Taneka worked hard for her son at Dollar Tree, Carol told us, “…to move up and to get him the things that he wanted and he shouldn’t be denied that for the simple fact of the color of her skin. Racism should have stopped a long time ago. There shouldn’t be no racism. There shouldn’t be no discrimination. But, in this case here, myself and my grandson are being discriminated against and denied because of the color of our skin.”

A worker at Dollar Tree who knew Taneka told us “Dollar Tree doesn’t care about their employees. You can give 120% and they don’t recognize it? All they care about is the dollar. I’m angry that they’re doing this. She didn’t deserve this.”

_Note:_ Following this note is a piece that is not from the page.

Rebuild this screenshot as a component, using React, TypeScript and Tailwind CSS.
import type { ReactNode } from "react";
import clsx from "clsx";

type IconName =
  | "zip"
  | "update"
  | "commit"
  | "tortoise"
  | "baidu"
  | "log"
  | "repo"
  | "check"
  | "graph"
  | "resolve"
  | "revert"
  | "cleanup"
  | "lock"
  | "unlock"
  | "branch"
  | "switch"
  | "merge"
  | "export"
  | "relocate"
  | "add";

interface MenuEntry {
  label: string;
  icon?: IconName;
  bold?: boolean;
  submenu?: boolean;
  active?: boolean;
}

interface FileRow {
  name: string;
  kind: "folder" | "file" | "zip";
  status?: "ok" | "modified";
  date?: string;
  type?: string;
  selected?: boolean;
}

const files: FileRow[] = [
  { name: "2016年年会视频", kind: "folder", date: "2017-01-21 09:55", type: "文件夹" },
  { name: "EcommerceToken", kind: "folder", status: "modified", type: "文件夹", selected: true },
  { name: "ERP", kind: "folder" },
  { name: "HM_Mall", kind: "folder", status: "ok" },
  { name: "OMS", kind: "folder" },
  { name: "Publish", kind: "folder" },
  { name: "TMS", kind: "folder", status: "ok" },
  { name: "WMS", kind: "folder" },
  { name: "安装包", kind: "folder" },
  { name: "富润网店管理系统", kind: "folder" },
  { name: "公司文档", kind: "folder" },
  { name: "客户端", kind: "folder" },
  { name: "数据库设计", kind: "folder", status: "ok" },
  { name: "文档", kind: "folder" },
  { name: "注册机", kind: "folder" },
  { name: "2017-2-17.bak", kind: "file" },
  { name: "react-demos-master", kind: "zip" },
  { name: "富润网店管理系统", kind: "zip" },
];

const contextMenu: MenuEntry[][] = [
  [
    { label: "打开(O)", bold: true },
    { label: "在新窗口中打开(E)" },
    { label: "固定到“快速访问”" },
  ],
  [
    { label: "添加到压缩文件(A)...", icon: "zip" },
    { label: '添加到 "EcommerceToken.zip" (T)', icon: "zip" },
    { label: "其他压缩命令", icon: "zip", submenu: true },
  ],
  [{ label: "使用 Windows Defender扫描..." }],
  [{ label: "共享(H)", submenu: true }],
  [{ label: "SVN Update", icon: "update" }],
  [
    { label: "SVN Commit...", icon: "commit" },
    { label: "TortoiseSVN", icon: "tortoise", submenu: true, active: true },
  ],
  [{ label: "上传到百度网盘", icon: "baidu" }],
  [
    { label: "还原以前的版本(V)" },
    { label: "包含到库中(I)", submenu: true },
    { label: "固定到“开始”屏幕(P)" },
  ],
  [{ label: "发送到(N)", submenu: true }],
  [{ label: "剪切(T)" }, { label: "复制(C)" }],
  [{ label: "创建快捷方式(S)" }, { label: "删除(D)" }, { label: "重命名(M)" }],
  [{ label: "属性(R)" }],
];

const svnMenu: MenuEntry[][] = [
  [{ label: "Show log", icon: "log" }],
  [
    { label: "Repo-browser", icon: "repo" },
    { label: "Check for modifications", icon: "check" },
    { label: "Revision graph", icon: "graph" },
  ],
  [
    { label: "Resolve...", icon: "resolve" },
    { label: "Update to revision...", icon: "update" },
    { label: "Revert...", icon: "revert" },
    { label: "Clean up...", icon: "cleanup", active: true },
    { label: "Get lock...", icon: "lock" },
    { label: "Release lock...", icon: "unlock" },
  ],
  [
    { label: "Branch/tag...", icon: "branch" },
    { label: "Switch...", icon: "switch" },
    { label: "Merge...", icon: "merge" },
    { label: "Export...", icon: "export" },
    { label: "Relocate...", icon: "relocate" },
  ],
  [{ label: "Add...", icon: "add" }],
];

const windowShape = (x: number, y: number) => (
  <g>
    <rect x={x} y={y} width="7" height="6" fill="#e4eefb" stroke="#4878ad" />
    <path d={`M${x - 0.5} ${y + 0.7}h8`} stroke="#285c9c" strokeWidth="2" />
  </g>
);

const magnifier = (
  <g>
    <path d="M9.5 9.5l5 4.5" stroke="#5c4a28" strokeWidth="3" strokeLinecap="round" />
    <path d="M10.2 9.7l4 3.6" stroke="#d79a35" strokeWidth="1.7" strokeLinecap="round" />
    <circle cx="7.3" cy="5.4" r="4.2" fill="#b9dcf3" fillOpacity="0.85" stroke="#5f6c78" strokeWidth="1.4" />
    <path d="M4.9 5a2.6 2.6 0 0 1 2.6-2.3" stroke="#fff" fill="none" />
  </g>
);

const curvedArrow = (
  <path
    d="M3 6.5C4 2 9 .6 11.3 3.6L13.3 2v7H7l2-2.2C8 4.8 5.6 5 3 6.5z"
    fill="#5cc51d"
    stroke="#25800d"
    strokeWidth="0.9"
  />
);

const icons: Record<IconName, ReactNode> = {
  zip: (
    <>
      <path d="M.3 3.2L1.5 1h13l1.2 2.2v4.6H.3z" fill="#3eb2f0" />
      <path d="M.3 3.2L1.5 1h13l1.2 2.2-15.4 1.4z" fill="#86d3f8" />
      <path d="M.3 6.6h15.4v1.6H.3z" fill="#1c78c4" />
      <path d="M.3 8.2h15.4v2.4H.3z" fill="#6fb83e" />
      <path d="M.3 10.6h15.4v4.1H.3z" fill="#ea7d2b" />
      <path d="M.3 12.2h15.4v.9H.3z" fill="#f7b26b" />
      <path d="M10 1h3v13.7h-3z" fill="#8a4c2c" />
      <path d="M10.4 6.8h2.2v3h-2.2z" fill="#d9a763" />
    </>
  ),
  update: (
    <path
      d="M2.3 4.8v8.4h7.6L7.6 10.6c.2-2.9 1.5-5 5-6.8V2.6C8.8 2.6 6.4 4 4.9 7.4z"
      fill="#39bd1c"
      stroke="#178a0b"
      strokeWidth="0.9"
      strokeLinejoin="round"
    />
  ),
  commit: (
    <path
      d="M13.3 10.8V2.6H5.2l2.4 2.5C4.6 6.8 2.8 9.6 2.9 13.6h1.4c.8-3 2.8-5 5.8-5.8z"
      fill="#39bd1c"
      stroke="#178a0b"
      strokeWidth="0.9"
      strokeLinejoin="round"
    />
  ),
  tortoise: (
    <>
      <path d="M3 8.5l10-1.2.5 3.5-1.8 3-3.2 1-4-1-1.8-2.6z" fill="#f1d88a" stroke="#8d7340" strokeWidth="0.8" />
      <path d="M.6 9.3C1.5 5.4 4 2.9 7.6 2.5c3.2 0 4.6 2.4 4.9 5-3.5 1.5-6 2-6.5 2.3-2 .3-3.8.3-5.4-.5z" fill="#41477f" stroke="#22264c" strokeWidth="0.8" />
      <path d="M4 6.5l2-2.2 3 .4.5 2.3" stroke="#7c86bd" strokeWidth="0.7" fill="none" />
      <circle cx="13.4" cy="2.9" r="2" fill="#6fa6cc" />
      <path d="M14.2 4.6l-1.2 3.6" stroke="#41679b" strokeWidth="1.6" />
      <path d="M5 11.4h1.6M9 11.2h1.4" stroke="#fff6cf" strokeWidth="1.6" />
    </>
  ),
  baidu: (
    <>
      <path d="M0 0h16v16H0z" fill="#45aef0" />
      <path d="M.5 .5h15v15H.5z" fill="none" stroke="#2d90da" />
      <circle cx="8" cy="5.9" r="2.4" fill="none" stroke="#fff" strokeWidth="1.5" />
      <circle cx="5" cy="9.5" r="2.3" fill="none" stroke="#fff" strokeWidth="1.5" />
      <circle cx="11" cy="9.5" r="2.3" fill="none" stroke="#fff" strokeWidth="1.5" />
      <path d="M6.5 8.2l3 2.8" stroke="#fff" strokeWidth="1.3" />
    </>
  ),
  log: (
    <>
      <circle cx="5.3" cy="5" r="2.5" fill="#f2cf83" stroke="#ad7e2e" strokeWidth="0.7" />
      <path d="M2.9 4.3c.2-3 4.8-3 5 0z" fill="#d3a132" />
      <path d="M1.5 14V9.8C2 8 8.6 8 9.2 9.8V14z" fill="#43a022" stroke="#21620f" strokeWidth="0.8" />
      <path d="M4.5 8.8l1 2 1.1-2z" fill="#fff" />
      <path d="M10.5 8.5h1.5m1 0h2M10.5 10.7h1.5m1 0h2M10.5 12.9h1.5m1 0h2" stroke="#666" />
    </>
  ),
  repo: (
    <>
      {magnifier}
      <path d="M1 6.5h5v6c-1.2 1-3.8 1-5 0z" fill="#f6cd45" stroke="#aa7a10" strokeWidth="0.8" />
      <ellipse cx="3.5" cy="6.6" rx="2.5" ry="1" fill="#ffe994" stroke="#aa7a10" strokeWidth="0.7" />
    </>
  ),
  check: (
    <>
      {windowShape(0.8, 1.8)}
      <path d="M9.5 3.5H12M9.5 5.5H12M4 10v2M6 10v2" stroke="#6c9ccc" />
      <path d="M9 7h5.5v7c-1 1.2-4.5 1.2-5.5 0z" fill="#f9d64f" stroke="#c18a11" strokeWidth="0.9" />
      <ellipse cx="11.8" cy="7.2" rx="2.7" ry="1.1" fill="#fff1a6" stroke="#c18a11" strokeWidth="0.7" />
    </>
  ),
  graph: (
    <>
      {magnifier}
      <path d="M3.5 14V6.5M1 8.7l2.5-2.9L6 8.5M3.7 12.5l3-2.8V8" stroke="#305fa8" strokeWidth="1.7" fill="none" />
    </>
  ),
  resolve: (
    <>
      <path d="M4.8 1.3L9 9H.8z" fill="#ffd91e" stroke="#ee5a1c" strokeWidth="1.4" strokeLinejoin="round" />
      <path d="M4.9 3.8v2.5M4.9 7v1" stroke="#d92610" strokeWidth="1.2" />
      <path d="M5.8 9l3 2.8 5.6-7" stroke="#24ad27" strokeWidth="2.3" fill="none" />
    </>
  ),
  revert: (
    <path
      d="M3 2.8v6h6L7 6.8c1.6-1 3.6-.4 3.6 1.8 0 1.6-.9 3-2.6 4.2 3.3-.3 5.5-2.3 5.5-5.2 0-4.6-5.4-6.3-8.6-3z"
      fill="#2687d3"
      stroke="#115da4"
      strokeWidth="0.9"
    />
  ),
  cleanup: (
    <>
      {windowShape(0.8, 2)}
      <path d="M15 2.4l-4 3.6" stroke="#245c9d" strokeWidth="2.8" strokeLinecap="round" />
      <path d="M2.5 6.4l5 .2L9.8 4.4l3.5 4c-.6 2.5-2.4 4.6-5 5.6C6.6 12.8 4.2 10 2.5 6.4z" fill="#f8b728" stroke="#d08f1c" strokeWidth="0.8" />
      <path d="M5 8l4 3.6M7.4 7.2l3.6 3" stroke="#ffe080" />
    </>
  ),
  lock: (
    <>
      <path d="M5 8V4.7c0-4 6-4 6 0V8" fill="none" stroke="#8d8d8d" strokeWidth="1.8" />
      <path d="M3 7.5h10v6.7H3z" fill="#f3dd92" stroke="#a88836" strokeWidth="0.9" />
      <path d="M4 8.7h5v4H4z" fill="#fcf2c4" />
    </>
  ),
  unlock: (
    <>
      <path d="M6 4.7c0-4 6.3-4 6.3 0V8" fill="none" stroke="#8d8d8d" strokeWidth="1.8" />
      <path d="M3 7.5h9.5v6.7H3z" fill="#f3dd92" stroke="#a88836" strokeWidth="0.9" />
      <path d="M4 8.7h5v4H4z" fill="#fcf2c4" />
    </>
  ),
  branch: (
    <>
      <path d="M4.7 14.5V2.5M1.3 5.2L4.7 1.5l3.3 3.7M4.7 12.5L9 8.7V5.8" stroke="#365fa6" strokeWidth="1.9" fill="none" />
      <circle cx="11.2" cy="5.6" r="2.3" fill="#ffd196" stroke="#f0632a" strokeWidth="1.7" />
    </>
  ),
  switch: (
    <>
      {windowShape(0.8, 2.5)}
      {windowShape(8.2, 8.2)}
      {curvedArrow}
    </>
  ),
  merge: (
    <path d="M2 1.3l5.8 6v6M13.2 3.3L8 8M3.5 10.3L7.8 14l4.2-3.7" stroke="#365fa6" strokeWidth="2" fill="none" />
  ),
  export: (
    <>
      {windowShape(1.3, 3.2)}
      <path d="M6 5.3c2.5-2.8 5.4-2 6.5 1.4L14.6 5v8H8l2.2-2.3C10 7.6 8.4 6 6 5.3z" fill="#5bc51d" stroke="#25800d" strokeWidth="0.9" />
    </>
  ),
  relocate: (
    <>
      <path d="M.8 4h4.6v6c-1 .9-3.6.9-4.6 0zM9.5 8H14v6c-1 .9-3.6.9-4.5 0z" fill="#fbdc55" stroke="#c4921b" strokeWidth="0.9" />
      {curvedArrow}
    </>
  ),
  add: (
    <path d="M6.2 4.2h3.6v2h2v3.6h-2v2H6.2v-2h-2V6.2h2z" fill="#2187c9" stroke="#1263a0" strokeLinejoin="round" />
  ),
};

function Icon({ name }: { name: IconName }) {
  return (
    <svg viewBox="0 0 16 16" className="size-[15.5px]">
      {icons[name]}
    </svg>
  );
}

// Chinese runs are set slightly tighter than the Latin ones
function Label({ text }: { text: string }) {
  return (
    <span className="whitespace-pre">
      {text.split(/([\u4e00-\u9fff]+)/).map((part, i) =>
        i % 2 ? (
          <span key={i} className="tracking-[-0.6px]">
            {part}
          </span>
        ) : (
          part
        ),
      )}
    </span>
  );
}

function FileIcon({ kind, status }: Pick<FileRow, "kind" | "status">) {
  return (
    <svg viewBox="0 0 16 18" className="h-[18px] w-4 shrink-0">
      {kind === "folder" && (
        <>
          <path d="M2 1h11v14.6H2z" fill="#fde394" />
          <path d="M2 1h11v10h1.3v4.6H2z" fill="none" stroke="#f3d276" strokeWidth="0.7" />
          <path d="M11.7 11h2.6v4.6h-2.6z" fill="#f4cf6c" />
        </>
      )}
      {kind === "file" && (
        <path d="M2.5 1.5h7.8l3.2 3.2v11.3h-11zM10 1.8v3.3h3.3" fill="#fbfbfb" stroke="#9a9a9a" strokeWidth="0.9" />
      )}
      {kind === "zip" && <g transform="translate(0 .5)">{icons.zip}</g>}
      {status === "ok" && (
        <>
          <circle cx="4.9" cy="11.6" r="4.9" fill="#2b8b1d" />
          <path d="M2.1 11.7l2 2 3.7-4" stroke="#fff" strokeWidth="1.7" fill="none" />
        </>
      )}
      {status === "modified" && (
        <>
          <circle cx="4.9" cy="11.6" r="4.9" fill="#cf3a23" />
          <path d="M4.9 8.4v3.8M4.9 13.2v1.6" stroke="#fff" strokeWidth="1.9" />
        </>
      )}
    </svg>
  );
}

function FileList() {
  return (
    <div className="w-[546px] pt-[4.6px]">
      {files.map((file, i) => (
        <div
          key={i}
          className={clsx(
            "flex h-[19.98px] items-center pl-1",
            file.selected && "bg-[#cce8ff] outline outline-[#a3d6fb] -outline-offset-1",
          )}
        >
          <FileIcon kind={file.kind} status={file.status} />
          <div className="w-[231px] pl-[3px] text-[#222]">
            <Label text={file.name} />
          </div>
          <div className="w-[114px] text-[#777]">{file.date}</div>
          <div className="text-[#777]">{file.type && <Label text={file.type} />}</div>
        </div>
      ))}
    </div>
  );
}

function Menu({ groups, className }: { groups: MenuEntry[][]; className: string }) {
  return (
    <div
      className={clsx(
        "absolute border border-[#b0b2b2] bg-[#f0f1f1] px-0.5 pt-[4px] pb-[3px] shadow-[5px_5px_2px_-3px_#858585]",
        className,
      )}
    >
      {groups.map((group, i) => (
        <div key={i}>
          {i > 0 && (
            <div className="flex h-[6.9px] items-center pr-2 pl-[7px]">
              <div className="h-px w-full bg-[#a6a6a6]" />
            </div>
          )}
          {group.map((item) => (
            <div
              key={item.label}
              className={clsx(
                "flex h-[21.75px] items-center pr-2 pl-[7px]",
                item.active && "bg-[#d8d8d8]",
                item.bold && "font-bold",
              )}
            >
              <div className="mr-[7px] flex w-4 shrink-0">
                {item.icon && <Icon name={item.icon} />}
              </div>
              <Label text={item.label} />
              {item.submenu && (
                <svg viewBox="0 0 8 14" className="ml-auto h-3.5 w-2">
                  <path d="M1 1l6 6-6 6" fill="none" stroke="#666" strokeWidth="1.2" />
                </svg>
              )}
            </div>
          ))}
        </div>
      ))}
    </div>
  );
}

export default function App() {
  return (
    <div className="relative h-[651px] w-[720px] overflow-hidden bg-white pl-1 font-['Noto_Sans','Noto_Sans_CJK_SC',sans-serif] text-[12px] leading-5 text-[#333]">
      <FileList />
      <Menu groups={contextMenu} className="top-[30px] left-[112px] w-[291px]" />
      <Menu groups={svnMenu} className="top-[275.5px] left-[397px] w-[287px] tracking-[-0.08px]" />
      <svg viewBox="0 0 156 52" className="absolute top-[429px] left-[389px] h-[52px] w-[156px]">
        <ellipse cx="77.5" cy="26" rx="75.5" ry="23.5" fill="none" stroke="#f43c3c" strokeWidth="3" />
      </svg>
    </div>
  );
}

Stop and look at the larger picture. Dollar Tree is a large and profitable company. Last year the company took in $4.6 billion in revenue. The products on their shelves are overwhelmingly made by proletarian people scattered all over the world, paid pennies a day slaving in sweatshops. Dollar Tree’s customers are also mainly those in this country who cannot afford to shop anywhere else. And the number of those poor people is growing with Dollar Trees profits rising 20% in the last quarter.

And behind Dollar Tree and ultimately calling the shots in Taneka’s case is the Hartford Insurance Group (which brought in $25.9 billion in 2007), the parent company of SRS. Hartford is one of the groups at the pinnacle of American capitalism - huge banks and insurance companies which have grotesquely expanded over the last few decades and whose financial tentacles and search for the highest rate of profit ranges over a world-wide system of extreme exploitation and misery.

Historically, the wealth of these financial companies was built on the basis of an U.S. economy itself based in large part on the enslavement and trade in Black people as property. Hartford Insurance itself was founded in 1810 in Connecticut, a state where slavery, at that time, was legal. And since those days, a key pillar of this system has been the continued exploitation and oppression of Black people, though the forms have changed from literal chains to lynch mobs and Jim Crow to nearly 1 million Black people in prison today. Insurance Companies like the Hartford played a significant role in the development of segregated communities by engaging in what was called “redlining”—refusing to provide loans or sell insurance in Black areas. And through all of this they have fostered vicious racist ideas among white people to serve their rule. And now, Hartford claims that Taneka’s killing was a “personal matter”.

From slavery times to today’s globalized economy, these capitalists look at their system as the best of all possible worlds, and their actions justified as moral and proper. In fact, Hartford was named one of 2008’s “World’s Most Ethical Companies”.

The denial of Dollar Tree benefits to Taneka’s son, prompted outrage and attention. A white man, having recently moved to Fairfield, heard of Dollar Tree’s heartless decision. He had not even met Taneka’s family. But he was enraged and was determined to not let Dollar Tree to get away with this. By himself, he called for a demonstration in front of the store, and called local media.

When Revolution asked him if he had done anything like this before, he answered “No, I have not. Actually, I’m a pretty low-key person”. Then he added, “If it was me out here working hard and something happened to me on the job, I would definitely want somebody out here doing the same for my kids.”

Though he started out all by himself on the morning of the demonstration, holding 100 leaflets he had just written and copied (he said that he realized the night before that he had better have something to hand out), he was soon joined by first young cousins and nieces of Taneka (wearing hand-printed t-shirts in remembrance of her), other in-laws, then by her sister, and finally by her father and mother.

They told people Taneka’s story. Many people after hearing about the denial of death benefits turned around and went back to their cars refusing to shop at Dollar Tree.

Her sister related how Taneka was modeling, and hoped to be a dress designer. She had been buying patterns, and together they were planning to start a small fashion business. Her brother-in-law told how she reached out to everyone and was “a very beautiful person.” Her father regretted not getting back to her about loaning his car to her in the morning - she would have missed work and would still be alive.

This demonstration, though small, brought together the family of a young woman - another precious life cut short - and a stranger who came to them from a different place, moved to action by the injustice of what he saw. We need much more of this!